Economics: Trickle Up vs. Trick Down and how we need to reverse the policy of the 1980’s

During his two terms as President of the United States, Ronald Reagan supported an economic policy better know as “tickle down economics.” The premise was that by lowering the tax burden of the wealthy and businesses alike the multiplier effect would take hold.  The multiplier effect is a beautiful aspect when the conditions are correct. We did see sustainable growth in both jobs and discretionary income.

However, another aspect we saw was the changing of the guard in regard to the Wall Street – Business relationship. Trickle down economics was designed to spark investment in businesses. The investments created the cash flow to enable the business to expand product lines into emerging markets and hire more skilled workers.

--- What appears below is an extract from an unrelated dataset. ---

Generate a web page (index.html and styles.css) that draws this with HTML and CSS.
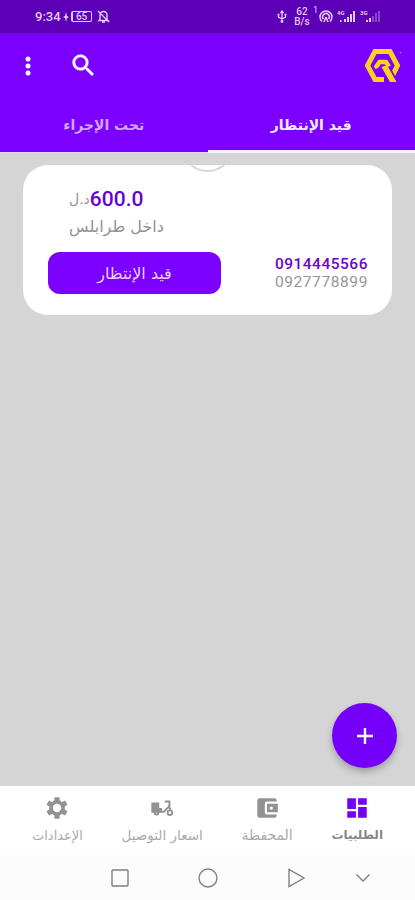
FILE: index.html
```html
<!DOCTYPE html>
<html lang="ar" dir="rtl">
<head>
    <meta charset="UTF-8">
    <meta name="viewport" content="width=device-width, initial-scale=1.0">
    <title>الطلبيات</title>
    <link rel="stylesheet" href="styles.css">
</head>
<body>
    <div class="status-bar" dir="ltr">
        <div class="status-left">
            <span class="clock">9:34</span>
            <svg width="6" height="10" viewBox="0 0 6 10"><path d="M3 0l1 4 2 1-2 1-1 4-1-4-2-1 2-1z" fill="currentColor"/></svg>
            <span class="battery">65</span>
            <svg class="bell" width="13" height="13" viewBox="0 0 13 13" fill="none" stroke="currentColor" stroke-width="1.400"><path d="M3 9.500V5a3.500 3.500 0 0 1 7 0v4.500l1 1H2zM5 12h3M1 1l11 11"/></svg>
        </div>
        <div class="status-right">
            <svg class="usb" width="10" height="13" viewBox="0 0 10 13" fill="none" stroke="currentColor" stroke-width="1.300"><path d="M5 1v11M3.500 3L5 1l1.500 2M1.500 4v3L5 9l3.500-2V4M.5 4.500h2M7.500 4.500h2"/><circle cx="5" cy="11.500" r=".8"/></svg>
            <span class="speed">62<br>B/s</span>
            <span class="hotspot-count">1</span>
            <svg class="hotspot" width="14" height="13" viewBox="0 0 14 13" fill="none" stroke="currentColor" stroke-width="1.500"><path d="M3 11.500a6 6 0 1 1 8 0M4.500 9a3.300 3.300 0 1 1 5 0"/><path d="M7 7l-2 5M7 7l2 5"/></svg>
            <svg class="signal" width="19" height="13" viewBox="0 0 19 13" fill="currentColor"><text x="0" y="5">4G</text><path d="M3 10h1.500v2H3zM7 9h2v3H7zM10 7h2v5h-2zM13 4h2v8h-2zM16 1h2v11h-2z"/></svg>
            <svg class="signal" width="21" height="13" viewBox="0 0 21 13" fill="currentColor"><text x="0" y="5">3G</text><path d="M6 10h2v2H6zM9 8h2v4H9z"/><path opacity=".35" d="M12 6h2v6h-2zM15 3h2v9h-2zM18 1h2v11h-2z"/></svg>
        </div>
    </div>

    <header class="app-header">
        <div class="toolbar">
            <svg class="logo" width="38" height="36" viewBox="0 0 38 36">
                <g fill="none" stroke="#ffd21c">
                    <path stroke-width="5" d="M20 31.500H11L3.500 17.500 11 3.500h15l7.500 14-3 6"/>
                    <path stroke-width="4.500" d="M13.500 20l-1-1.500 3-4.500h6.500l3 4.500"/>
                </g>
                <path fill="#ffd21c" d="M17.500 19l5.500-2 9.500 17h-6.500zM28 22h6l-3 6z"/>
                <circle cx="36.500" cy="4.500" r=".8" fill="#b78c90"/>
            </svg>
            <div class="actions">
                <svg width="29" height="29" viewBox="0 0 24 24" fill="#fff" stroke="#fff" stroke-width=".4"><path d="M15.500 14h-.79l-.28-.27A6.471 6.471 0 0 0 16 9.500 6.500 6.500 0 1 0 9.500 16c1.610 0 3.090-.59 4.230-1.570l.27.28v.79l5 4.990L20.490 19l-4.990-5zm-6 0C7.010 14 5 11.990 5 9.500S7.010 5 9.500 5 14 7.010 14 9.500 11.990 14 9.500 14z"/></svg>
                <svg width="6" height="20" viewBox="0 0 6 20" fill="#fff"><circle cx="3" cy="3" r="2.500"/><circle cx="3" cy="10" r="2.500"/><circle cx="3" cy="17" r="2.500"/></svg>
            </div>
        </div>
        <nav class="tabs">
            <div class="tab active"><span>قيد الإنتظار</span></div>
            <div class="tab"><span>تحت الإجراء</span></div>
        </nav>
    </header>

    <main class="content">
        <div class="card">
            <div class="notch"></div>
            <div class="phones" dir="ltr">
                <span class="phone-main">0914445566</span>
                <span class="phone-alt">0927778899</span>
            </div>
            <div class="order">
                <div class="price"><b>600.0</b><span>د.ل</span></div>
                <div class="area">داخل طرابلس</div>
                <button class="state">قيد الإنتظار</button>
            </div>
        </div>
        <button class="fab">
            <svg width="18" height="18" viewBox="0 0 18 18"><path d="M9 1v16M1 9h16" stroke="#fff" stroke-width="2.400"/></svg>
        </button>
    </main>

    <nav class="bottom-nav">
        <div class="nav-item orders active">
            <svg width="28" height="28" viewBox="0 0 24 24" fill="currentColor"><path d="M3 13h8V3H3v10zm0 8h8v-6H3v6zm10 0h8V11h-8v10zm0-18v6h8V3h-8z"/></svg>
            <span>الطلبيات</span>
        </div>
        <div class="nav-item wallet">
            <svg width="28" height="28" viewBox="0 0 24 24" fill="currentColor"><path d="M21 18v1c0 1.100-.9 2-2 2H5a2 2 0 0 1-2-2V5a2 2 0 0 1 2-2h14c1.100 0 2 .9 2 2v1h-9a2 2 0 0 0-2 2v8a2 2 0 0 0 2 2h9zm-9-2h10V8H12v8zm4-2.500a1.500 1.500 0 1 1 0-3 1.500 1.500 0 0 1 0 3z"/></svg>
            <span>المحفظة</span>
        </div>
        <div class="nav-item prices">
            <svg width="28" height="28" viewBox="0 0 28 28" fill="none" stroke="currentColor" stroke-width="2"><path fill="currentColor" stroke="none" d="M2.500 8H11v6h3v5H2.500z"/><path d="M13 18h3l6-6V7h-5M21 11l2 5"/><circle cx="8" cy="19" r="2"/><circle cx="22.500" cy="19" r="2.500"/></svg>
            <span>اسعار التوصيل</span>
        </div>
        <div class="nav-item settings">
            <svg width="28" height="28" viewBox="0 0 28 28" fill="none" stroke="currentColor"><circle cx="14" cy="14" r="6.500" stroke-width="4"/><path stroke-width="5.500" d="M14 2.500v4M14 21.500v4M4.040 8.250l3.460 2M20.500 17.750l3.460 2M4.040 19.750l3.460-2M20.500 10.250l3.460-2"/></svg>
            <span>الإعدادات</span>
        </div>
    </nav>

    <div class="system-bar" dir="ltr">
        <svg width="20" height="20" viewBox="0 0 20 20"><rect x="2" y="2" width="16" height="16" rx="1"/></svg>
        <svg width="20" height="20" viewBox="0 0 20 20"><circle cx="10" cy="10" r="9"/></svg>
        <svg width="20" height="20" viewBox="0 0 20 20"><path d="M3 1.500v17L18 10z"/></svg>
        <svg class="hide-bar" width="16" height="20" viewBox="0 0 16 20"><path d="M1.500 6.500L8 13l6.500-6.500"/></svg>
    </div>
</body>
</html>
```

FILE: styles.css
```css
* {
    box-sizing: border-box;
}
body {
    margin: 0;
    height: 900px;
    display: flex;
    flex-direction: column;
    overflow: hidden;
    background: #d5d5d5;
    font-family: "DejaVu Sans", sans-serif;
}
svg {
    display: block;
    flex: none;
}
button {
    border: none;
    padding: 0;
    font-family: inherit;
    cursor: pointer;
}
.status-bar {
    height: 33px;
    display: flex;
    justify-content: space-between;
    padding: 0 34px 0 35px;
    background: #5c00b8;
    color: #e3c9f5;
    font-family: Roboto, sans-serif;
}
.status-left,
.status-right {
    display: flex;
    align-items: center;
}
.clock {
    margin-right: 2px;
    font-size: 13px;
    font-weight: 500;
}
.battery {
    width: 21px;
    height: 11px;
    margin: 0 5px 0 2px;
    border: 1px solid;
    border-left-width: 2px;
    border-radius: 2px;
    font-size: 10px;
    font-weight: 500;
    line-height: 9px;
    text-align: center;
}
.usb {
    margin-right: 7px;
}
.speed {
    width: 16px;
    font-size: 10px;
    font-weight: 500;
    line-height: 10px;
    text-align: center;
}
.hotspot-count {
    margin: -13px 1px 0 3px;
    font-size: 9px;
}
.signal {
    margin-left: 4px;
}
.signal text {
    font-size: 6px;
    font-weight: bold;
}
.app-header {
    height: 120px;
    background: #7b00ff;
}
.toolbar {
    height: 65px;
    display: flex;
    justify-content: space-between;
    align-items: center;
    padding: 0 13px 0 25px;
}
.actions {
    display: flex;
    align-items: center;
    gap: 38px;
}
.tabs {
    display: flex;
    height: 55px;
}
.tab {
    flex: 1;
    display: flex;
    justify-content: center;
    padding-top: 17px;
    border-bottom: 1px solid #e3d4f2;
    color: #d2a6ff;
    font-size: 14px;
    font-weight: bold;
    line-height: 20px;
}
.tab.active {
    border-bottom: 3px solid #f8efff;
    color: #f6ebff;
}
.content {
    flex: 1;
    display: flex;
    flex-direction: column;
    justify-content: space-between;
    padding: 12px 23px 18px 18px;
}
.card {
    position: relative;
    display: flex;
    justify-content: space-between;
    width: 369px;
    height: 150px;
    padding: 20px 25px 21px;
    border-radius: 25px;
    background: #fff;
    overflow: hidden;
}
.notch {
    position: absolute;
    top: -46px;
    left: 158px;
    width: 53px;
    height: 53px;
    border: 2px solid #d8d8d8;
    border-radius: 50%;
}
.phones {
    display: flex;
    flex-direction: column;
    justify-content: flex-end;
    margin-right: -1px;
    padding-bottom: 3px;
    font-family: Roboto, sans-serif;
    font-size: 15.500px;
    line-height: 18px;
    letter-spacing: 0.500px;
}
.phone-main {
    color: #6c00d8;
    font-weight: 500;
}
.phone-alt {
    color: #969696;
    letter-spacing: 0.600px;
}
.order {
    display: flex;
    flex-direction: column;
    width: 173px;
}
.price {
    display: flex;
    justify-content: flex-end;
    align-items: center;
    height: 28px;
    padding-left: 21px;
    color: #929292;
    font-size: 14px;
}
.price b {
    color: #6800d2;
    font-family: Roboto, sans-serif;
    font-size: 21px;
    font-weight: 500;
}
.area {
    height: 28px;
    padding-left: 21px;
    color: #929292;
    font-size: 16px;
    line-height: 27px;
    text-align: left;
}
.state {
    height: 42px;
    margin-top: 11px;
    flex: none;
    border-radius: 12px;
    background: #7b00ff;
    color: #e9d4ff;
    font-size: 16px;
}
.fab {
    display: flex;
    align-items: center;
    justify-content: center;
    align-self: flex-start;
    width: 65px;
    height: 65px;
    margin-right: -5px;
    border-radius: 50%;
    background: #7400fa;
    box-shadow: 0 4px 7px rgba(0, 0, 0, 0.25);
}
.bottom-nav {
    display: flex;
    justify-content: space-between;
    height: 69px;
    padding: 8px 32px 0;
    background: #fff;
}
.nav-item {
    display: flex;
    flex-direction: column;
    align-items: center;
    color: #929292;
    font-size: 13px;
    line-height: 27px;
    white-space: nowrap;
}
.nav-item svg {
    width: 26px;
    height: 28px;
}
.nav-item span {
    color: #aaa;
}
.nav-item.wallet {
    font-size: 14px;
}
.nav-item.prices {
    font-size: 13.500px;
}
.nav-item.orders {
    font-size: 12px;
}
.nav-item.active svg {
    color: #7600f5;
}
.nav-item.active span {
    color: #888;
    font-weight: bold;
}
.system-bar {
    display: flex;
    gap: 68px;
    height: 45px;
    padding: 13px 0 0 110px;
    background: #fcfcfc;
}
.system-bar svg {
    fill: none;
    stroke: #808080;
    stroke-width: 1.400;
}
.system-bar .hide-bar {
    margin-left: -19px;
}
```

During the 1990’s we saw the emergence of the Information Technology era. Information Technology created the need to hire skilled labor. The problem with Information Technology is the premise you can reduce labor through computer automation. Quite frankly, the Information Technology industry ended up canabalizing its own jobs. Hence the Information Technology decline in 2000.

Now the United States has been almost entirely transformed into a service based society. So how do you get out of this hole? Simply put you reverse trickle down economics and place the money back into the consumer’s hands. Let the consumer make the decisions about what is needed and spark the growth within the United States once more.

Think about this: If consumer confidence is down and they are not spending money, then what incentives do businesses have to expand product lines and hire more workers?